Intel today announced the D5005 Programmable Accelerator Card based on the Stratix 10 FPGA. It is shipping now in the HPE ProLiant DL3809 Gen10 server.
Intel announced the Programmable Acceleration Card in 2017 as a comprehensive platform for using FPGAs in the data center, the first of which consisted of a 20nm Arria 10 GX. In 2018 already, the company had announced that it would ship a PAC with the newer 14nm FPGAs, and today marks its launch with Hewlett Packard Enterprise (HPE) as a launch partner.

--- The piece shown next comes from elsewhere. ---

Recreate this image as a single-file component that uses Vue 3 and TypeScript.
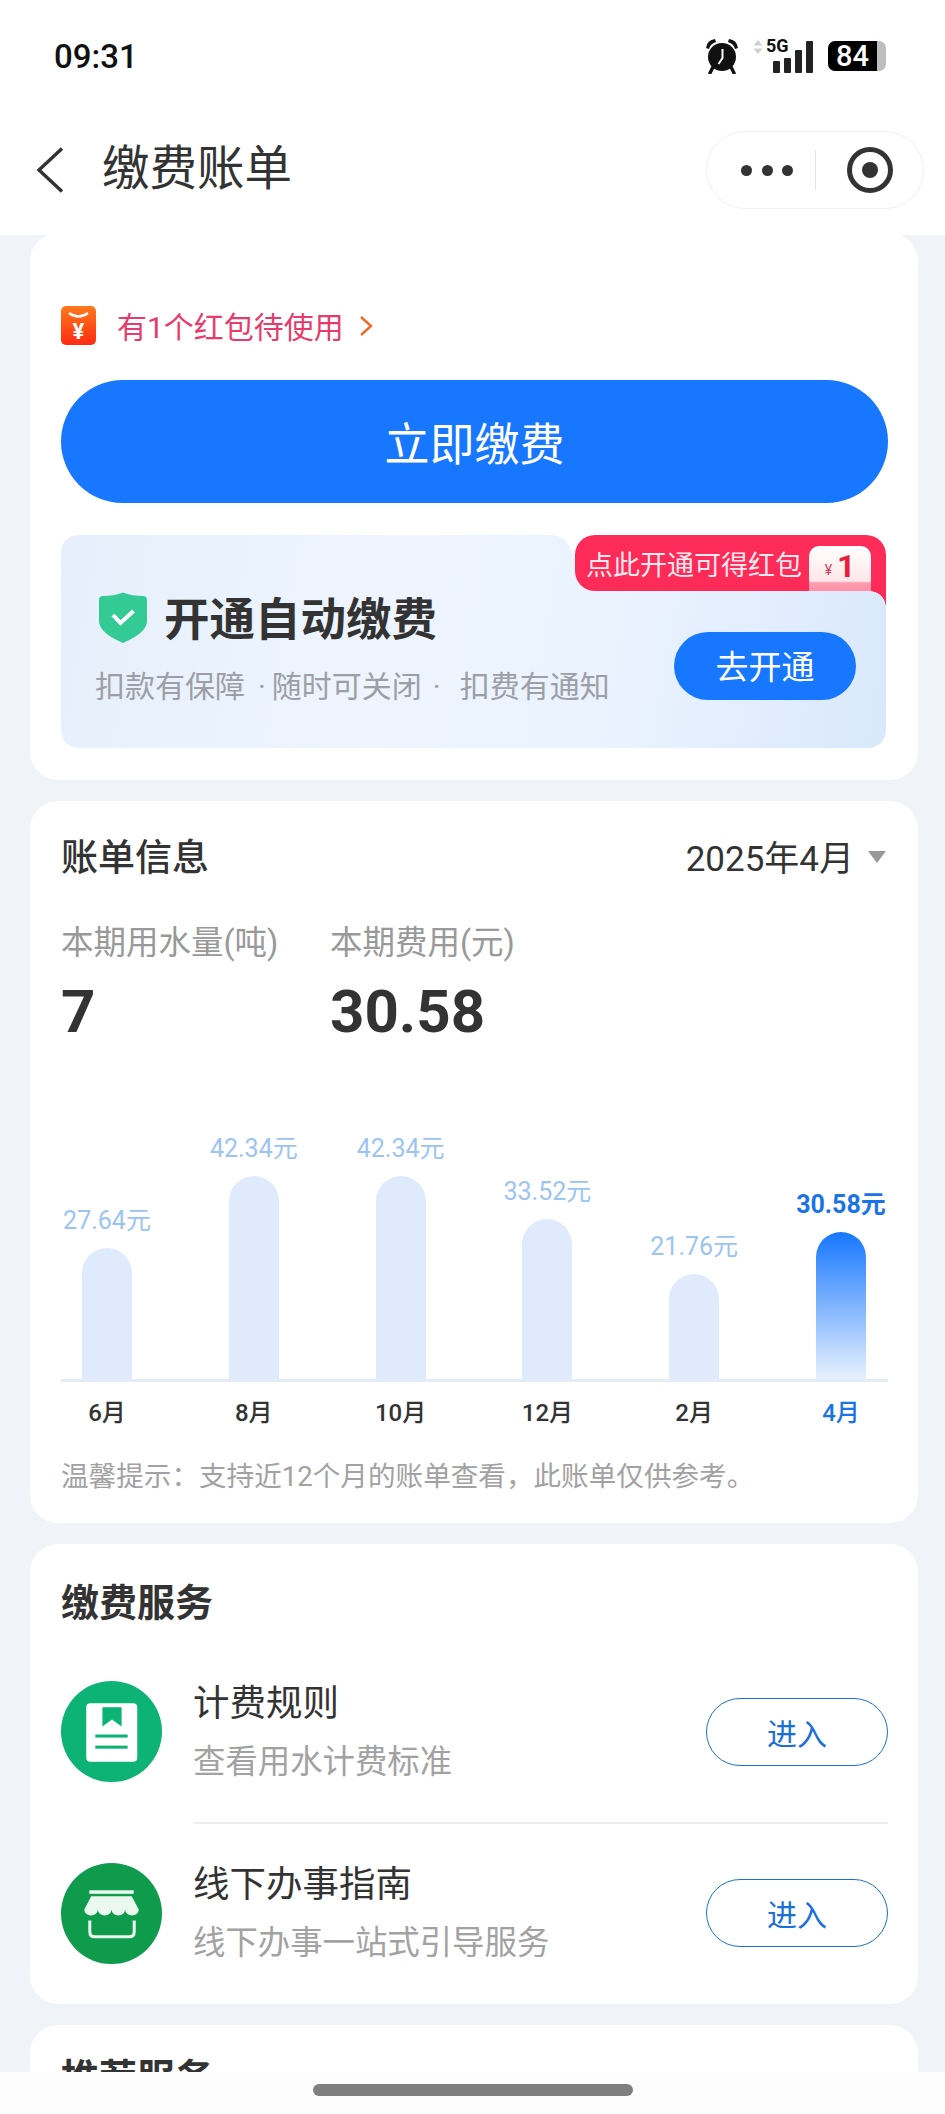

The new Intel FPGA PAC D5005 accelerator is the second card in the PAC portfolio and contains a Stratix 10 SX FPGA. The PAC also comes with Intel’s Acceleration Stack that provides drivers, application programming interfaces (APIs), and an FPGA interface manager. It further contains four banks of 32GB DDR4 with ECC; it has two QSFP interfaces of 100Gbps each and the card is connected via PCIe 3.0 x16. It has a 215W TDP.
Compared to the Arria 10 PAC, this means three times more programmable logic, four times more DDR4 memory and twice the Ethernet ports with speeds up from 40GbE to 100GbE.
HPE is the first OEM to announce pre-qualification of the D5005 into its servers, specifically the HPE ProLiant DL380 Gen10 server. Targeted workloads include streaming analytics, video transcoding, financial technology, genomics, and artificial intelligence.